* Your goal
Copy the data exactly; pictures stay out of the copy.

* Source excerpt
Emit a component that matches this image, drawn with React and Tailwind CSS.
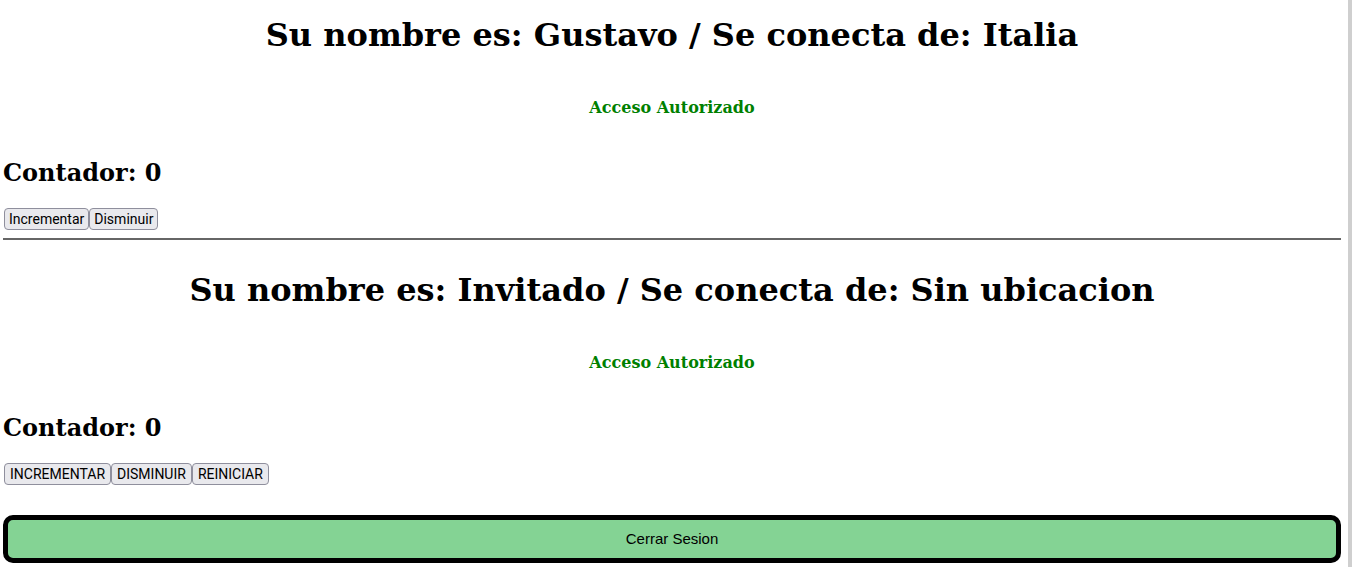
export default function App() {
  const serif = { fontFamily: '"DejaVu Serif", serif' };
  const btnBase =
    "border border-[#8f8f9d] rounded-[4px] bg-[#e9e9ed] h-[22px] text-[14px] text-black leading-none";
  const btn = btnBase + " px-[4px]";
  const btnWide = btnBase + " px-[5px]";
  const btnFont = { fontFamily: 'Roboto, sans-serif' };
  return (
    <div className="min-h-screen bg-white pl-[3px] pr-[11px] text-black" style={serif}>
      <div className="fixed right-0 top-0 h-full w-[4px] bg-[#cfcfcf]" />
      <section>
        <h1 className="pt-[17px] text-center text-[32px] font-bold leading-[37px]">
          Su nombre es: Gustavo / Se conecta de: Italia
        </h1>
        <h4 className="mt-[44px] text-center text-[16px] font-bold leading-[19px] text-[#008000]">
          Acceso Autorizado
        </h4>
        <h2 className="mt-[42px] text-[24px] font-bold leading-[28px]">Contador: 0</h2>
        <div className="mt-[21px] flex pl-[1px]" style={btnFont}>
          <button className={btn}>Incrementar</button>
          <button className={btn}>Disminuir</button>
        </div>
        <div className="mt-[8px] h-[2px] bg-[#666666]" />
      </section>
      <section>
        <h1 className="pt-[32px] text-center text-[32px] font-bold leading-[37px]">
          Su nombre es: Invitado / Se conecta de: Sin ubicacion
        </h1>
        <h4 className="mt-[44px] text-center text-[16px] font-bold leading-[19px] text-[#008000]">
          Acceso Autorizado
        </h4>
        <h2 className="mt-[42px] text-[24px] font-bold leading-[28px]">Contador: 0</h2>
        <div className="mt-[21px] flex pl-[1px]" style={btnFont}>
          <button className={btnWide}>INCREMENTAR</button>
          <button className={btnWide}>DISMINUIR</button>
          <button className={btnWide}>REINICIAR</button>
        </div>
      </section>
      <button
        className="mt-[30px] mb-[20px] block h-[48px] w-full rounded-[10px] border-[5px] border-black bg-[#84d394] text-[15px] text-black"
        style={{ fontFamily: '"Liberation Sans", Arial, sans-serif' }}
      >
        Cerrar Sesion
      </button>
    </div>
  );
}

* Written solution
Emit a component that matches this image, drawn with React and Tailwind CSS.
export default function App() {
  const serif = { fontFamily: '"DejaVu Serif", serif' };
  const btnBase =
    "border border-[#8f8f9d] rounded-[4px] bg-[#e9e9ed] h-[22px] text-[14px] text-black leading-none";
  const btn = btnBase + " px-[4px]";
  const btnWide = btnBase + " px-[5px]";
  const btnFont = { fontFamily: 'Roboto, sans-serif' };
  return (
    <div className="min-h-screen bg-white pl-[3px] pr-[11px] text-black" style={serif}>
      <div className="fixed right-0 top-0 h-full w-[4px] bg-[#cfcfcf]" />
      <section>
        <h1 className="pt-[17px] text-center text-[32px] font-bold leading-[37px]">
          Su nombre es: Gustavo / Se conecta de: Italia
        </h1>
        <h4 className="mt-[44px] text-center text-[16px] font-bold leading-[19px] text-[#008000]">
          Acceso Autorizado
        </h4>
        <h2 className="mt-[42px] text-[24px] font-bold leading-[28px]">Contador: 0</h2>
        <div className="mt-[21px] flex pl-[1px]" style={btnFont}>
          <button className={btn}>Incrementar</button>
          <button className={btn}>Disminuir</button>
        </div>
        <div className="mt-[8px] h-[2px] bg-[#666666]" />
      </section>
      <section>
        <h1 className="pt-[32px] text-center text-[32px] font-bold leading-[37px]">
          Su nombre es: Invitado / Se conecta de: Sin ubicacion
        </h1>
        <h4 className="mt-[44px] text-center text-[16px] font-bold leading-[19px] text-[#008000]">
          Acceso Autorizado
        </h4>
        <h2 className="mt-[42px] text-[24px] font-bold leading-[28px]">Contador: 0</h2>
        <div className="mt-[21px] flex pl-[1px]" style={btnFont}>
          <button className={btnWide}>INCREMENTAR</button>
          <button className={btnWide}>DISMINUIR</button>
          <button className={btnWide}>REINICIAR</button>
        </div>
      </section>
      <button
        className="mt-[30px] mb-[20px] block h-[48px] w-full rounded-[10px] border-[5px] border-black bg-[#84d394] text-[15px] text-black"
        style={{ fontFamily: '"Liberation Sans", Arial, sans-serif' }}
      >
        Cerrar Sesion
      </button>
    </div>
  );
}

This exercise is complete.